● **WRITTEN TASK**: Exactly retype the lines of the material from its first line to the line with "number; name: string;", including both.

━━ SOURCE DATA ━━

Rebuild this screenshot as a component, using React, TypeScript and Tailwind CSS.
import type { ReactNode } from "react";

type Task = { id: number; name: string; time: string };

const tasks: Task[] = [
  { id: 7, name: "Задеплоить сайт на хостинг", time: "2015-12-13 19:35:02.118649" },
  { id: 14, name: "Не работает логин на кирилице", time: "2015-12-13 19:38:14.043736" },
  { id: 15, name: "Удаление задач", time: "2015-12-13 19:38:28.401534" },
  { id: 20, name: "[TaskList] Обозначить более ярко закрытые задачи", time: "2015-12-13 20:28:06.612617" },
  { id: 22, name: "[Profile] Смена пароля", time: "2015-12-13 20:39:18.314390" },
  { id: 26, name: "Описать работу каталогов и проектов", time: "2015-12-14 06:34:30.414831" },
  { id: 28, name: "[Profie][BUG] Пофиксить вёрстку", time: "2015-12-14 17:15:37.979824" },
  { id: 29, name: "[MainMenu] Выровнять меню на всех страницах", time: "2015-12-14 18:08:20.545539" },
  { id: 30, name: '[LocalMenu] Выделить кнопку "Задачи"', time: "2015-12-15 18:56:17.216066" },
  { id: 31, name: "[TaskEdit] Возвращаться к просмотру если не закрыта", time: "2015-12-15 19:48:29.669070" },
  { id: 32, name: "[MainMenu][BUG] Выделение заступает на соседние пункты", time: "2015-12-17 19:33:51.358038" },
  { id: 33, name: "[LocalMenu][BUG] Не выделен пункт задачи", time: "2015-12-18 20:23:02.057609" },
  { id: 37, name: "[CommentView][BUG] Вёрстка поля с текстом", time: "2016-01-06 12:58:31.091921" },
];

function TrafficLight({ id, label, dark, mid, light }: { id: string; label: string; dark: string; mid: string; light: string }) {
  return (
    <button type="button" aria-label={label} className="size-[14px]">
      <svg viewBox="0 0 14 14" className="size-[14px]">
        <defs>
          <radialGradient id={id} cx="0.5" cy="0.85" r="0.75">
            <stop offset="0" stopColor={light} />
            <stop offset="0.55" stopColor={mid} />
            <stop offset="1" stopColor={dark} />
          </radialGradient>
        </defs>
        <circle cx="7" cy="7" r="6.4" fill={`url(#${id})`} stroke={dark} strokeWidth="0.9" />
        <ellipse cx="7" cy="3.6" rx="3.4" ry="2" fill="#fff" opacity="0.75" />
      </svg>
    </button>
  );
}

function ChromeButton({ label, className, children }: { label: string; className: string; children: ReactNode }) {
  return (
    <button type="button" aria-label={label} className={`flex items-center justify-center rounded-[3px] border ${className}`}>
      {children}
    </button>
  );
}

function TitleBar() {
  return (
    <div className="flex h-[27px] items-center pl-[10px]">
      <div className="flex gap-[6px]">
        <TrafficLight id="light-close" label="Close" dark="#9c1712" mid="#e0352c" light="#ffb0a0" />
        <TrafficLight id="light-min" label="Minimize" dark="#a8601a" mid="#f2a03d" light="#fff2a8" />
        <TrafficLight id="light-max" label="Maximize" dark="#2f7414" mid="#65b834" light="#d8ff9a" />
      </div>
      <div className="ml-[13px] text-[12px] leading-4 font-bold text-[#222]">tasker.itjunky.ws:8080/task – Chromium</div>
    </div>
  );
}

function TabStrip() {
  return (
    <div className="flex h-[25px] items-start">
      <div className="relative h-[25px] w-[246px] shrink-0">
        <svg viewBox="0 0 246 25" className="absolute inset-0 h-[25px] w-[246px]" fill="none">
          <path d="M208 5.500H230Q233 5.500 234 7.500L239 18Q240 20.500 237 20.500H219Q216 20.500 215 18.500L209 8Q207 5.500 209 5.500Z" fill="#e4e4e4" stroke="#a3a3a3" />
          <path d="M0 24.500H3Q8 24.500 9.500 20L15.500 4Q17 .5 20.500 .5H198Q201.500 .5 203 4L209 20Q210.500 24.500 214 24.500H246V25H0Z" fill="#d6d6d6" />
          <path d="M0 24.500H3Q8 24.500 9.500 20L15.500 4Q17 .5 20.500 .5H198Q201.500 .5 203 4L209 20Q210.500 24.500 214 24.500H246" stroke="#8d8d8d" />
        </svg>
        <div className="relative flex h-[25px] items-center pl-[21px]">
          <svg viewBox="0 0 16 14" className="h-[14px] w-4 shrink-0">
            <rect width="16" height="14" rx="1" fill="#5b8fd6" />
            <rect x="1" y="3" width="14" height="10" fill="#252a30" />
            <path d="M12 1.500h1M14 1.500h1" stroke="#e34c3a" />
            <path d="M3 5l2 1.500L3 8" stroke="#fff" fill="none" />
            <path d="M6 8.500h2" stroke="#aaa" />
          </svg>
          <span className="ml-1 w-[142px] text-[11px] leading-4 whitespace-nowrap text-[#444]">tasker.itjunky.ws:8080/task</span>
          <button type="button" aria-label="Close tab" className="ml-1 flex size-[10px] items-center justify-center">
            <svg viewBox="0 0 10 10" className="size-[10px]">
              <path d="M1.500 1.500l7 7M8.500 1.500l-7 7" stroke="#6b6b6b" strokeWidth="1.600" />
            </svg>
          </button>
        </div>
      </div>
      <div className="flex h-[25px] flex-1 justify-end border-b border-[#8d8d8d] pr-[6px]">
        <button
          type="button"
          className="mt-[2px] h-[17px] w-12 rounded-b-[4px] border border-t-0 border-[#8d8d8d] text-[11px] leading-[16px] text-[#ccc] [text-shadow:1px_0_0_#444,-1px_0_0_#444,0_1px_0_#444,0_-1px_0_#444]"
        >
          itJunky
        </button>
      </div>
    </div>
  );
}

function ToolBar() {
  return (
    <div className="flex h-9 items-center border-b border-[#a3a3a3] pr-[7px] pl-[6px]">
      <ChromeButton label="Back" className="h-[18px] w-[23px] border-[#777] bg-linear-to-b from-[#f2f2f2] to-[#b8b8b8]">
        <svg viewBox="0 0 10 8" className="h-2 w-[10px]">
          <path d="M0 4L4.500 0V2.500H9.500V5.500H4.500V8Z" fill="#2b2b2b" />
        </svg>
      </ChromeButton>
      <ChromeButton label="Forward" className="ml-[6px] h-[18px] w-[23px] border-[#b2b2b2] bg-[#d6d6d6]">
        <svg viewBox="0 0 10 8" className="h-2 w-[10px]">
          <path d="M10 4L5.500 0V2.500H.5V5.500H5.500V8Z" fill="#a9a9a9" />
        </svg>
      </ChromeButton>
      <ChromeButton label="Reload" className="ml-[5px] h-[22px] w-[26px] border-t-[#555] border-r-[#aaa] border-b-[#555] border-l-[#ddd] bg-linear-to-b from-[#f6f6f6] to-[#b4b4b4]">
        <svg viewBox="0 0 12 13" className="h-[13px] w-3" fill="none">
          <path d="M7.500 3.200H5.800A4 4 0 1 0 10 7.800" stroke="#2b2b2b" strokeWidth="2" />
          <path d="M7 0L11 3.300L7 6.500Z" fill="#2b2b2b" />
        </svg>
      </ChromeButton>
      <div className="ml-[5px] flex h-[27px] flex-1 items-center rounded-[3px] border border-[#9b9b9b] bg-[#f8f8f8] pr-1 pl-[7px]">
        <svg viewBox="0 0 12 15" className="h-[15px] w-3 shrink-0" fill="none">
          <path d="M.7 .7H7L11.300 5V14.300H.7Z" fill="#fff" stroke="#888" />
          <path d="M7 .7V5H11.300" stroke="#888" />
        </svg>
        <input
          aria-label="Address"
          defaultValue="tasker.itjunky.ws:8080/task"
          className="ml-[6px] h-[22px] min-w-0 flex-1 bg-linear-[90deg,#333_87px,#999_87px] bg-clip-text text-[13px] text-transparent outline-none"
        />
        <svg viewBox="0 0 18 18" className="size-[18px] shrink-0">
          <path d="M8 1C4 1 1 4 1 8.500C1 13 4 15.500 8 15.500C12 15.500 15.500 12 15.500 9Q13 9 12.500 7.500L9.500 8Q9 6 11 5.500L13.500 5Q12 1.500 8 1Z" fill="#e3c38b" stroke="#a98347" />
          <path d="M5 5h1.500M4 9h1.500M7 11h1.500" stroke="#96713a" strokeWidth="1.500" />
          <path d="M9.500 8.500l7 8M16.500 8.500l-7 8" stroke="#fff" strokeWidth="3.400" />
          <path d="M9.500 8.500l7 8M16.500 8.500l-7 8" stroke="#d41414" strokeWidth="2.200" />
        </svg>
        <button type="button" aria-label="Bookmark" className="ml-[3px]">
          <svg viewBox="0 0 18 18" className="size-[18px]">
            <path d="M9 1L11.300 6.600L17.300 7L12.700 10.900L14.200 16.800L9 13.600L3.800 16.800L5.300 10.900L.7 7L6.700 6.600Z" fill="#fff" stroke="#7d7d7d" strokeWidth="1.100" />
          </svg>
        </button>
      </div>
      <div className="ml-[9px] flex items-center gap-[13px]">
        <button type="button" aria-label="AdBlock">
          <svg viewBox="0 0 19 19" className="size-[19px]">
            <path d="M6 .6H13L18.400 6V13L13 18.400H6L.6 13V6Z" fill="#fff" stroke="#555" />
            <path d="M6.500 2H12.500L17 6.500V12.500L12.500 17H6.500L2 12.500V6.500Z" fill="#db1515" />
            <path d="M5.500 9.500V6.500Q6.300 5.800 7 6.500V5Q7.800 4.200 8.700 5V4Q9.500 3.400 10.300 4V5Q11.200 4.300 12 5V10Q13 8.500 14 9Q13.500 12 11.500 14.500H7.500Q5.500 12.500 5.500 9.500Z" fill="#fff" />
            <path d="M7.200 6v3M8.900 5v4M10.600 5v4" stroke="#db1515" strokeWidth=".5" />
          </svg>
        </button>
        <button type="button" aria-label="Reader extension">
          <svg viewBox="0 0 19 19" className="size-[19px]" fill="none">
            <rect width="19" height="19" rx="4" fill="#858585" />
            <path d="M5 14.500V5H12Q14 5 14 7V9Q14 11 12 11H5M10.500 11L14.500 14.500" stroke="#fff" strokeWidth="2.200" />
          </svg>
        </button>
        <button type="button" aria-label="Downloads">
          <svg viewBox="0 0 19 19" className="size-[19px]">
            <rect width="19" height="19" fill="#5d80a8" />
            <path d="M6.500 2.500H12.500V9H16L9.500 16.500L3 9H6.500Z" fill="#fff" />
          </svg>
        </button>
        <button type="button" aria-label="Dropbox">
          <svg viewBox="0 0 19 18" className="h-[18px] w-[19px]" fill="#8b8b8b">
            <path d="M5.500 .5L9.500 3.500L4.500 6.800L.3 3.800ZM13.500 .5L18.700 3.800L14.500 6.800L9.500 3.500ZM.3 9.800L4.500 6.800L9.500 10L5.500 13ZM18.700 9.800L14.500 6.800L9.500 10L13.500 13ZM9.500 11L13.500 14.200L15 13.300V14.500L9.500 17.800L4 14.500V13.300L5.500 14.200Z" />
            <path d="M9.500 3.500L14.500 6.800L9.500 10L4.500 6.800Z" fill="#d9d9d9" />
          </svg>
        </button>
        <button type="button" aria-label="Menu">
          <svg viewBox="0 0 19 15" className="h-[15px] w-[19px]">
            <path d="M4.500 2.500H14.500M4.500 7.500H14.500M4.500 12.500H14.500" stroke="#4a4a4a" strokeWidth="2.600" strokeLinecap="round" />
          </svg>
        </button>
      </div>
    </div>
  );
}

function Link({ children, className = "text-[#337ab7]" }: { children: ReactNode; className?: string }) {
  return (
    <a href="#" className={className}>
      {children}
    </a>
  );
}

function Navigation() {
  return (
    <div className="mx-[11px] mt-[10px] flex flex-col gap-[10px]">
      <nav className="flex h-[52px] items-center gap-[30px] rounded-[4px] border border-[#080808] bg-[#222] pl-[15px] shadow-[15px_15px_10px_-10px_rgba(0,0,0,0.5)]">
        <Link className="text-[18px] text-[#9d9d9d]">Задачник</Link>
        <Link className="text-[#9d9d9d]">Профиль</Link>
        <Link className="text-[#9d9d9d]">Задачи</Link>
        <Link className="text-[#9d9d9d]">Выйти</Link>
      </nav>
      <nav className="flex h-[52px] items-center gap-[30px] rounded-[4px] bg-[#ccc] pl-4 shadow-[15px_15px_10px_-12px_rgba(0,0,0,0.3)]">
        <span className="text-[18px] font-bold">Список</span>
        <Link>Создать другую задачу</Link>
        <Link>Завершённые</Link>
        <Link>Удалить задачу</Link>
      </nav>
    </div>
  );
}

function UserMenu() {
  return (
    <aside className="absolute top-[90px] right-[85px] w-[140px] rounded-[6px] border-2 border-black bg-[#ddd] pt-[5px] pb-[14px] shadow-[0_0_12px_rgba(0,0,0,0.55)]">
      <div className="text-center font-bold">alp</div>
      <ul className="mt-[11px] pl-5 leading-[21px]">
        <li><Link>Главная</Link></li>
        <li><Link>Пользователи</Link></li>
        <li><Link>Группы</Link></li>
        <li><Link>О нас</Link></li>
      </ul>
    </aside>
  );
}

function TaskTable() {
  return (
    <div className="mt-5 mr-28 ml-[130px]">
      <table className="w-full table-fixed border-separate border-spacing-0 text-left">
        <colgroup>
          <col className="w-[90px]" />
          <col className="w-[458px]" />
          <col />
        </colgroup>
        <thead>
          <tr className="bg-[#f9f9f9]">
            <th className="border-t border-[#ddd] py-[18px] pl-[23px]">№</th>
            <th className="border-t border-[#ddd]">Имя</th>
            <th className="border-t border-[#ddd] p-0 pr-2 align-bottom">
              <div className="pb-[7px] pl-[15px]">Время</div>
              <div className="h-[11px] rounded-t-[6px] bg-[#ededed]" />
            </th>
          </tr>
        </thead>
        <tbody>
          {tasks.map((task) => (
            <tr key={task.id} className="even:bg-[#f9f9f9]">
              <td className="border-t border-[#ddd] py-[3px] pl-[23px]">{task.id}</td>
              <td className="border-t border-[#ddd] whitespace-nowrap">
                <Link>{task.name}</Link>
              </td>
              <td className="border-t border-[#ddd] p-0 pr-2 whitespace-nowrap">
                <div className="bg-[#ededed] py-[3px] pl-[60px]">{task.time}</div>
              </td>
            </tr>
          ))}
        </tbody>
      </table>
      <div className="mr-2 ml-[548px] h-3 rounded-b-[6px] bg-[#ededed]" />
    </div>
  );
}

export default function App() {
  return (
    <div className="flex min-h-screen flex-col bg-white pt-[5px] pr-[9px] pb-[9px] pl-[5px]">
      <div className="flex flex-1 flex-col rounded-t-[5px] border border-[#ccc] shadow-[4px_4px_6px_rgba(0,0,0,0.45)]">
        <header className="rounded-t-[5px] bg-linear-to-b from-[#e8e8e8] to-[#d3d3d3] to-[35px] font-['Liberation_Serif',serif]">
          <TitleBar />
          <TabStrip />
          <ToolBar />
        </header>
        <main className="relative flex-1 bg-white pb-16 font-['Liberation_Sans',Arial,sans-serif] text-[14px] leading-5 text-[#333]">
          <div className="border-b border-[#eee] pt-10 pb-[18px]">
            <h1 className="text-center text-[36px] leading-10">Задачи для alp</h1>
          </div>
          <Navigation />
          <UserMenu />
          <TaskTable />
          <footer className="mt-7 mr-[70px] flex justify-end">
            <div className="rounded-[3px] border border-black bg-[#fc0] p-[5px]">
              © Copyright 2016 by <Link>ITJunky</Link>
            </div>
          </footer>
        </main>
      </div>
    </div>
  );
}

━━━

● **REPLY TO THE TASK**:
Rebuild this screenshot as a component, using React, TypeScript and Tailwind CSS.
import type { ReactNode } from "react";

type Task = { id: number; name: string; time: string };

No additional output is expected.